PetraCache is alpha software. Not implemented yet:

  • add, replace (conditional writes)
  • incr, decr (atomic counters)
  • cas (compare-and-swap)
  • stats (server statistics)
  • flush_all (clear all keys)

For a cache that just needs GET/SET/DELETE, it works today.

What I Learned

Building PetraCache was an exercise in learning by integration. Instead of building everything from scratch, I focused on understanding how proven components work and how to connect them.

  • mcrouter: Learned how Meta handles distributed caching at 5B req/sec—consistent hashing, failover strategies, connection pooling
  • RocksDB: Dove deep into LSM-trees, compaction filters, write amplification, block cache tuning
  • memcached protocol: Implemented the text protocol from scratch, learned zero-copy parsing in Rust

The result is ~2,000 lines of Rust that glue these components together. Not production-hardened yet, but a working prototype that taught me more than any tutorial could.

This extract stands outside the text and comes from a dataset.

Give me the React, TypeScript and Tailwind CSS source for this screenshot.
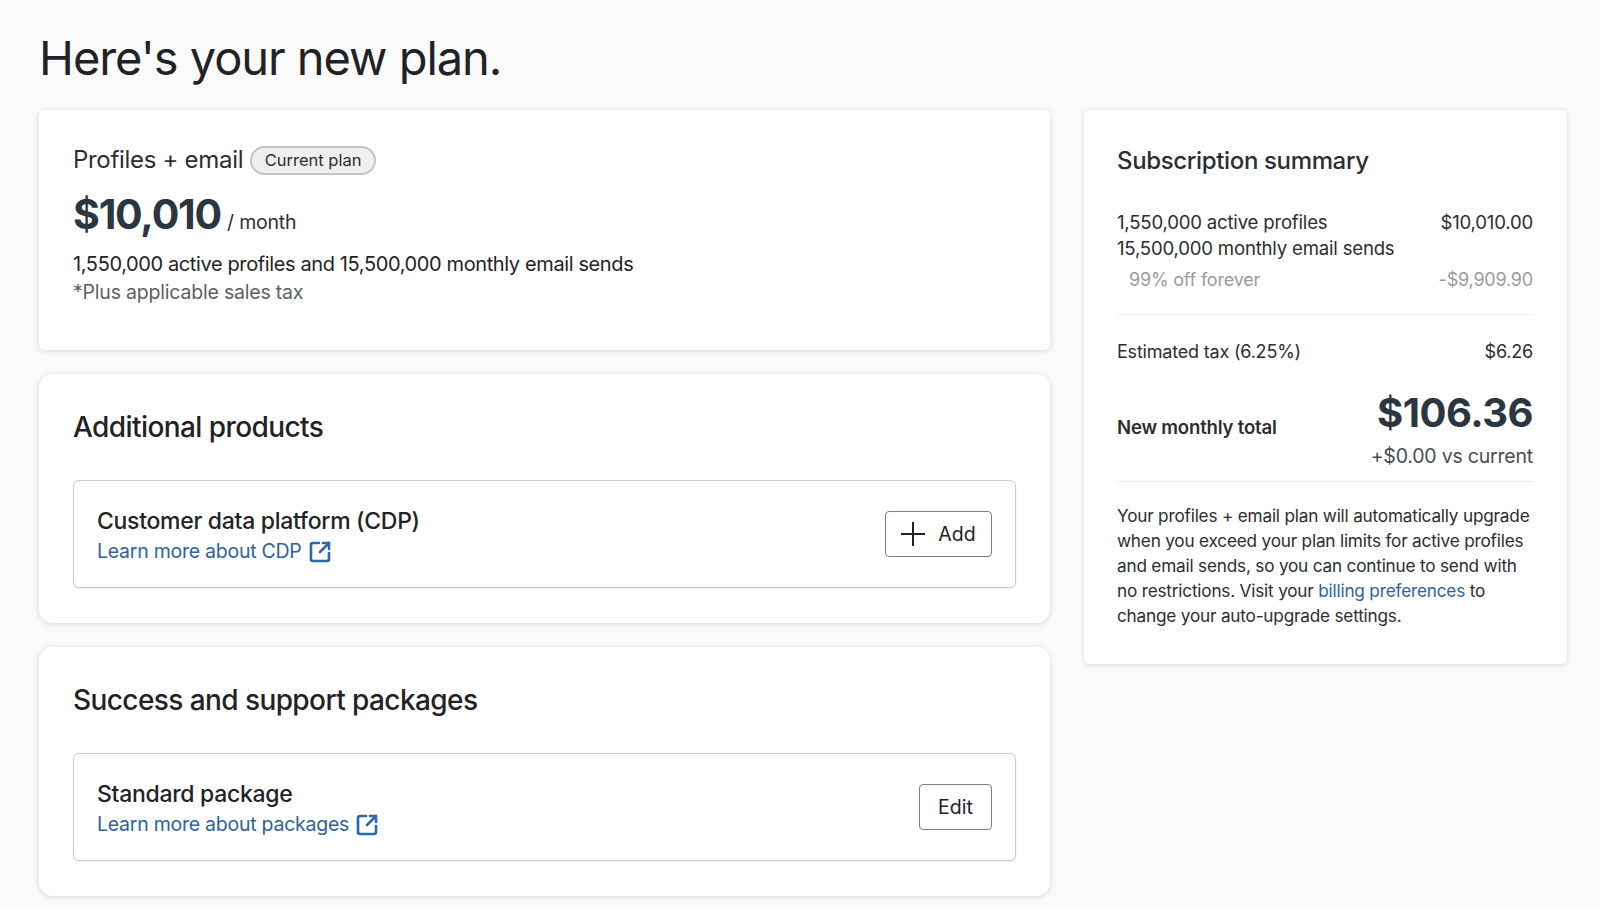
import { SquareArrowOutUpRight } from "lucide-react"

type ProductRowProps = {
  title: string
  link: string
  action: React.ReactNode
}

function ProductRow({ title, link, action }: ProductRowProps) {
  return (
    <div className="mt-[36px] flex h-[108px] items-center justify-between rounded-[6px] border border-[#c9cbcd] bg-white px-[23px] shadow-[0_1px_2px_rgba(0,0,0,0.08)]">
      <div className="pt-[3px]">
        <h3 className="text-[23px] leading-[32px] font-medium tracking-[-0.3px] text-[#1f2326]">{title}</h3>
        <a className="flex h-[30px] items-center gap-[6px] text-[19.5px] tracking-[-0.25px] text-[#2f6397]">
          {link}
          <SquareArrowOutUpRight className="h-[24px] w-[24px] text-[#2a6aa8]" strokeWidth={2.6} />
        </a>
      </div>
      {action}
    </div>
  )
}

function SectionCard({ title, row }: { title: string; row: ProductRowProps }) {
  return (
    <section className="h-[249px] rounded-[14px] bg-white px-[34px] pt-[36px] shadow-[0_1px_6px_rgba(0,0,0,0.13)]">
      <h2 className="text-[28px] leading-[34px] font-medium tracking-[-0.58px] text-[#1f2326]">{title}</h2>
      <ProductRow {...row} />
    </section>
  )
}

function SummaryRow({ label, value, className = "" }: { label: string; value: string; className?: string }) {
  return (
    <div className={`flex justify-between ${className}`}>
      <span>{label}</span>
      <span>{value}</span>
    </div>
  )
}

export default function App() {
  return (
    <div className="min-h-[909px] bg-[#fafafa] pr-[33px] pl-[39px] font-['Inter','Liberation_Sans',sans-serif] text-[#2b2e31]">
      <h1 className="pt-[28px] text-[47px] leading-[60px] tracking-[-1.05px] text-[#1f2326]">Here's your new plan.</h1>

      <div className="mt-[22px] flex items-start gap-[34px]">
        <div className="flex w-[1011px] shrink-0 flex-col gap-[24px]">
          <section className="h-[240px] rounded-[6px] bg-white px-[34px] pt-[35px] shadow-[0_1px_6px_rgba(0,0,0,0.13)]">
            <div className="flex items-center gap-[7px]">
              <span className="text-[24px] leading-[30px] tracking-[-0.3px] text-[#2b2e31]">Profiles + email</span>
              <span className="flex h-[29px] items-center rounded-full border-2 border-[#c4c4c4] bg-[#efefef] px-[12.5px] text-[16.5px] text-[#2b2e31]">Current plan</span>
            </div>
            <div className="mt-[12px] flex items-baseline gap-[6px]">
              <span className="text-[41px] leading-[54px] font-bold tracking-[-1.2px] text-[#2b3640]">$10,010</span>
              <span className="text-[19.5px] tracking-[-0.2px]">/ month</span>
            </div>
            <p className="mt-[9px] text-[20px] leading-[28px] tracking-[-0.38px] text-[#1f2326]">1,550,000 active profiles and 15,500,000 monthly email sends</p>
            <p className="text-[19.5px] leading-[28px] tracking-[-0.2px] text-[#5c5f62]">*Plus applicable sales tax</p>
          </section>

          <SectionCard
            title="Additional products"
            row={{
              title: "Customer data platform (CDP)",
              link: "Learn more about CDP",
              action: (
                <button className="flex h-[46px] w-[107px] items-center justify-center gap-[13px] rounded-[4px] border border-[#7d7f81] bg-white text-[19.5px] text-[#1f2326]">
                  <svg viewBox="0 0 24 24" className="h-[24px] w-[24px]" fill="none" stroke="currentColor" strokeWidth={2}>
                    <path d="M12 0v24M0 12h24" />
                  </svg>
                  <span className="pt-[2px]">Add</span>
                </button>
              ),
            }}
          />

          <SectionCard
            title="Success and support packages"
            row={{
              title: "Standard package",
              link: "Learn more about packages",
              action: (
                <button className="flex h-[46px] w-[73px] items-center justify-center rounded-[4px] border border-[#7d7f81] bg-white pt-[2px] text-[19.5px] text-[#1f2326]">
                  Edit
                </button>
              ),
            }}
          />
        </div>

        <aside className="h-[554px] w-[483px] shrink-0 rounded-[6px] bg-white pt-[36px] pr-[34px] pl-[33px] text-[18.6px] leading-[25.5px] tracking-[-0.2px] shadow-[0_1px_6px_rgba(0,0,0,0.13)]">
          <h2 className="text-[24px] leading-[30px] font-medium tracking-[-0.35px]">Subscription summary</h2>
          <div className="mt-[34px]">
            <SummaryRow label="1,550,000 active profiles" value="$10,010.00" />
            <div>15,500,000 monthly email sends</div>
            <SummaryRow label="99% off forever" value="-$9,909.90" className="mt-[6px] pl-3 text-[18px] text-[#9a9c9e]" />
          </div>
          <div className="mt-[21px] border-t border-[#f0f0f0]" />
          <SummaryRow label="Estimated tax (6.25%)" value="$6.26" className="mt-[24px] text-[18px]" />
          <div className="mt-[24px] flex items-start justify-between">
            <span className="pt-[27px] font-semibold">New monthly total</span>
            <span className="text-[40px] leading-[50px] font-bold tracking-[-0.5px] text-[#2b3640]">$106.36</span>
          </div>
          <div className="mt-[3px] text-right text-[19.5px] text-[#4a4d50]">+$0.00 vs current</div>
          <div className="mt-[12px] border-t border-[#ececec]" />
          <p className="mt-[21px] text-[17.2px] leading-[25px] tracking-[-0.2px]">
            Your profiles + email plan will automatically upgrade when you exceed your plan limits for active profiles and email sends, so you can continue to send with no restrictions. Visit your <a className="text-[#2f6397]">billing preferences</a> to change your auto-upgrade settings.
          </p>
        </aside>
      </div>
    </div>
  )
}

Sometimes the best way to learn a technology is to build something that depends on it.

Lessons Learned

1. Solve one problem

I needed persistence. That’s it. mcrouter already solved distribution. I didn’t build a distributed cache—I built a storage backend.

2. Measure before optimizing

I assumed RocksDB blocking calls would be a problem. Benchmarks showed they weren’t. spawn_blocking would have added latency for no benefit.

3. Simple beats clever

  • No custom storage format—RocksDB handles it
  • No custom network protocol—memcached ASCII works
  • No custom distribution—mcrouter handles it

The best code is code you don’t write.

4. Trade-offs are features

Disabling WAL isn’t a bug. It’s a deliberate choice: cache semantics don’t require durability. Document the trade-off and move on.

5. Existing solutions are underrated

Before writing code, ask: “Has someone already solved this?” Usually, yes. Your job is to find it and integrate it well.

Try It

git clone https://github.com/umit/petracache
cd petracache
cargo build --release
./target/release/petracache config.toml

Or with Docker (coming soon).


PetraCache is open source under MIT license. Contributions welcome.

Petra (πέτρα) means “rock” in Greek—a nod to RocksDB.